Targeting 30 million tonnes per annum of saleable production, the Alpha open cut project is expected to use six draglines when it hits peak production in a 30-year initial mine life.

First coal of 10Mtpa run-of-mine is expected in 2014, with production increasing by 10Mtpa each year until peaking at 40Mtpa in 2017.

The project hosts 3.62 billion tonnes of resources, including 821Mt in the measured category.

After more than a year of exhaustive studies, the final draft of the BFS was completed on April 15. It is not yet publicly available.

Hancock expects to receive environmental approvals for the Alpha project next year.

Public consultation on the environmental impact statement ended in late 2010 and the report on the EIS from Queensland’s coordinator-general remains pending.

Hancock’s nearby Kevin’s Corner longwall project aims to produce 4.4Mt of thermal coal in 2015.

Longwall mining of the D seam is expected to lift production to 13Mt in 2016, 16.1Mt in 2017, 22Mt in 2018, 36.5Mt in 2019 and 28.3Mt in 2020.

Hancock won preferred developer status for its proposed T3 coal terminal at Abbot Point last year.

T3 is expected to provide 60Mtpa of capacity to accommodate both of the company’s large Galilee projects.

Hancock plans to build 495 kilometres of rail to connect its two proposed mining complexes to the terminal, under a multi-user strategy which could open up the unexploited coal basin.

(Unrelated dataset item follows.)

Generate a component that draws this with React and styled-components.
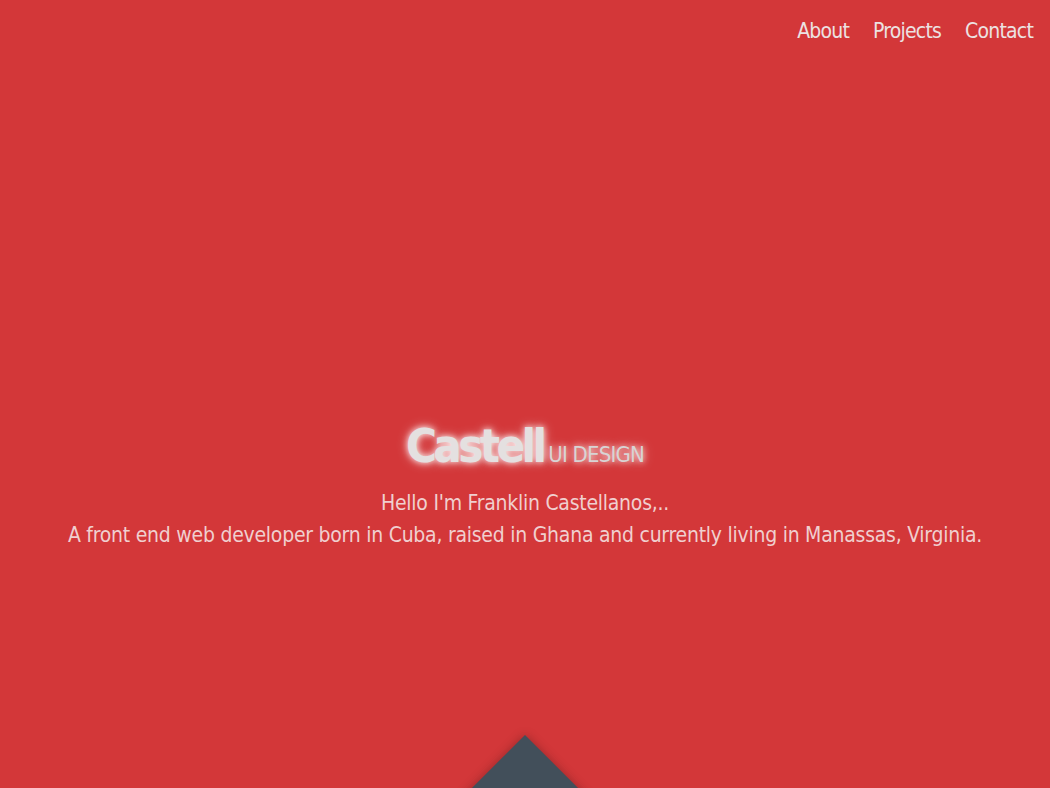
import React from 'react'
import styled, { createGlobalStyle } from 'styled-components'

const Global = createGlobalStyle`
  html, body {
    margin: 0;
    padding: 0;
    background: #d33739;
  }
  * { box-sizing: border-box; }
`

const Hero = styled.section`
  height: 788px;
  background: #d33739;
  display: flex;
  flex-direction: column;
  align-items: center;
  overflow: hidden;
  font-family: "DejaVu Sans Condensed", "DejaVu Sans", sans-serif;
  font-stretch: condensed;
`

const Nav = styled.nav`
  align-self: stretch;
  display: flex;
  justify-content: flex-end;
  gap: 24px;
  padding: 19px 17px 0 0;
`

const NavLink = styled.a`
  color: #ece2e2;
  font-size: 21px;
  letter-spacing: -0.8px;
  text-decoration: none;
  cursor: pointer;
`

const Middle = styled.div`
  flex: 1;
  display: flex;
  flex-direction: column;
  align-items: center;
  justify-content: flex-end;
  padding-bottom: 215px;
`

const Logo = styled.h1`
  margin: 0 0 18px;
  display: flex;
  align-items: baseline;
  line-height: 1;
  text-shadow: 0 0 6px rgba(255, 255, 255, 0.9), 0 0 12px rgba(255, 255, 255, 0.5);
`

const LogoMain = styled.span`
  color: #e4e0e0;
  font-size: 47px;
  font-weight: bold;
  letter-spacing: -3.6px;
  margin-right: 5px;
`

const LogoSub = styled.span`
  color: #d8d4d4;
  font-size: 22px;
  font-weight: normal;
  letter-spacing: -0.8px;
`

const Intro = styled.p`
  margin: 0;
  color: #f0cfcf;
  font-size: 21px;
  line-height: 32px;
  text-align: center;
  letter-spacing: -0.25px;
  font-weight: 300;
`

const Diamond = styled.div`
  width: 150px;
  height: 150px;
  background: #424f5a;
  transform: rotate(45deg);
  margin-bottom: -128px;
  box-shadow: 0 0 10px rgba(40, 20, 20, 0.35);
  flex-shrink: 0;
`

export default function App() {
  return (
    <>
      <Global />
      <Hero>
        <Nav>
          <NavLink>About</NavLink>
          <NavLink>Projects</NavLink>
          <NavLink>Contact</NavLink>
        </Nav>
        <Middle>
          <Logo>
            <LogoMain>Castell</LogoMain>
            <LogoSub>UI DESIGN</LogoSub>
          </Logo>
          <Intro>
            Hello I'm Franklin Castellanos,..
            <br />
            A front end web developer born in Cuba, raised in Ghana and currently living in Manassas, Virginia.
          </Intro>
        </Middle>
        <Diamond />
      </Hero>
    </>
  )
}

The standard gauge track will be designed to accommodate 25,000-tonne trains – more than double the typical coal train loads in the state.

Hancock has already inked an agreement with state-owned utility Powerlink for electricity, with two 15km, 132 kilovolt transmission lines planned to hook up the two mining projects.

Water supply is expected to come from a proposed 350km pipeline from Conners River Dam to Moranbah, then to the two projects.

Hancock stepped up marketing efforts in December and detailed its development goals for both the Kevin’s Corner and Alpha projects in an investment brochure released before Christmas.